Update for Dec. 13, 11:13 a.m. EST: SpaceX is now targeting the launch of the Sirius XM SXM-7 satellite for 12:30 p.m. EST (1730 GMT) due to launch and rocket recovery weather. Weather forecasts predict an 80% chance of good launch weather.
CAPE CANAVERAL, Fla. — SpaceX is preparing to launch its 25th rocket of the year today (Dec. 11) as its workhorse Falcon 9 carries a satellite into space for Sirius XM and you can watch the action live online.
A two-stage Falcon 9 rocket flight is scheduled to take off from Space Launch Complex 40 at Cape Canaveral Space Force Station here in Florida. Liftoff is expected during a two-hour window that opens at 11:21 a.m. EST (1621 GMT).
Perched atop the 230-foot-tall (70m) launcher is the high-powered satellite Sirius XM-7 (SXM-7) built by Maxar technologies. It's one of two satellites that will be launched by SpaceX as part of an effort to replace outdated Sirius XM satellites currently on orbit.

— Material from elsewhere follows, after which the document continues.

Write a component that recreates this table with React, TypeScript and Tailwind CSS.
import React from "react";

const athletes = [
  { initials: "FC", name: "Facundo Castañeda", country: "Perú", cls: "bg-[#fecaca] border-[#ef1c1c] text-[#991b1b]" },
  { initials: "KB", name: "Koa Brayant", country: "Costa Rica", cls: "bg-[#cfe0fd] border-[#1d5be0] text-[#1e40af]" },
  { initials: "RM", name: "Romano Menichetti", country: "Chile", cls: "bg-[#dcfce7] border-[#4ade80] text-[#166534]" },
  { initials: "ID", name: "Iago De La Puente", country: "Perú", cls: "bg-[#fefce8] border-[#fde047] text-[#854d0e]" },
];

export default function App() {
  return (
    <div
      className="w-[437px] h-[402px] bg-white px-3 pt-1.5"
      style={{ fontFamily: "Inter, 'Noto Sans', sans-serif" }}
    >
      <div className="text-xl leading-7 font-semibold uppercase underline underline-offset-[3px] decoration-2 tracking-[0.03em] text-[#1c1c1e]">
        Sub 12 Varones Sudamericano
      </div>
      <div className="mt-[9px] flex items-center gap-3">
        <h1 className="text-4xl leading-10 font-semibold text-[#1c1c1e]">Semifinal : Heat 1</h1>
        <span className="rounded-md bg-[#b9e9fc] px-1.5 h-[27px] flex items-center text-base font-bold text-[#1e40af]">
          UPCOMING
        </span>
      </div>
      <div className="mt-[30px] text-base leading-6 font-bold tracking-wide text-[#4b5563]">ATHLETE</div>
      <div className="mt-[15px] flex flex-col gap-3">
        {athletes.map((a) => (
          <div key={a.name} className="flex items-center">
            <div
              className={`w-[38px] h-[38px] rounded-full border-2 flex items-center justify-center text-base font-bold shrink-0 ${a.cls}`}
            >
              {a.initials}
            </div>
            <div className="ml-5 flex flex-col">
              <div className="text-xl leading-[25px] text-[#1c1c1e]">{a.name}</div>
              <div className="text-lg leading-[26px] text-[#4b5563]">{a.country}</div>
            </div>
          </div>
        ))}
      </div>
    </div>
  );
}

You can watch the launch action live here and on the Space.com homepage, courtesy of SpaceX, or you can watch directly from SpaceX here about 15 minutes before liftoff.
Related: See the evolution of SpaceX's rockets in pictures
SpaceX has already had a banner year as the private spaceflight company has now launched two different astronaut missions to the International Space Station in the past six months, marking the first time a commercial company has done so.
The company is also celebrating its busiest launch year to date, with a record 24 flights and more launches still to come. This flight will mark SpaceX's 25th launch of 2020, smashing the previous record of 18 set in 2018.
Following liftoff on Friday, the rocket's first stage is expected to land on SpaceX’s drone ship, "Just Read the Instructions" which is waiting out in the Atlantic. If successful, it will mark the 69th recovery of a first stage booster for the California-based rocket manufacturer.
The rocket featured in Friday’s launch will be another record-setting booster. Known as B1051, this flight proven booster will embark on its seventh flight — the second of SpaceX's fleet to do so. The first, B1049, ferried a batch of 60 Starlink satellites into orbit on Nov. 24, before touching down on the company’s other drone ship, “Of Course I Still Love You."
To date, B1051 has carried an uncrewed Crew Dragon spacecraft to the International Space Station as part of a 2019 flight test, followed by a trio of Earth-observing satellites for Canada as well as four different Starlink missions in 2020. For it's 7th flight, it will carry a 15,432-lb. (7,000-kg) satellite into orbit for Sirius XM. The satellite will beam down more than 8,000 watts of content to Sirius subscribers across the U.S., Canada and the Caribbean.
Currently, weather is 80% go for the launch opportunity on Friday, with the only weather concerns being the potential for cumulus clouds over the launch site. There is a backup launch time on Saturday if need be. However, the launch is dependent upon ULA’s Delta IV Heavy getting off the ground as planned on Thursday.
If everything goes as planned, this will mark the second launch in two days at the Cape and the third from Florida this week. On Sunday (Dec. 6), SpaceX launched an upgraded cargo Dragon spacecraft for NASA, carrying 6,400 lbs. (2,902 kg) of research and supplies to the International Space Station.
This launch will also mark the 30th rocket to blast off from Florida's space coast this year.
It’s payload, the SXM-7 satellite is based on Maxar Technologies' SSL-1300 satellite bus. It's adorned with two large solar arrays as well as batteries for on-orbit storage. SXM-7 will operate in the S-band spectrum, between 2.32 GHz and 2.345 GHz and is part of a pair that SpaceX is launching for Sirius XM. The other, SXM-8, is set to launch next year. Each satellite has an operational lifetime of 15 years, and will replace two aging satellites already on orbit.
SpaceX is expected to continue its tradition of recovering the Falcon 9's payload fairing, or nose cone, on Sunday's flight. The company has two net-equipped boats — called GO Ms. Tree and GO Ms. Chief — that it uses to snag the fairings as they fall back to Earth in two pieces.
Each piece of the clamshell-like hardware, which cost approximately $6 million combined, is outfitted with software that navigates it to the recovery zone, and a parachute system that lets them gently land in the ocean or the outstretched net of GO Ms. Tree and GO Ms. Chief.
The boats are also able to scoop the fairings up out of the water as making a midair catch is tricky and dependent upon several factors, like weather and winds. For this mission, GO Ms. Tree will be on her own as Ms. Chief remains parked in Port Canaveral.
The mission also marks the first time that SpaceX has flown a used fairing on a non-Starlink mission. One piece of the vehicle's protective shroud flew as part of the Anasis-II mission which launched a communications satellite for South Korea's military in July.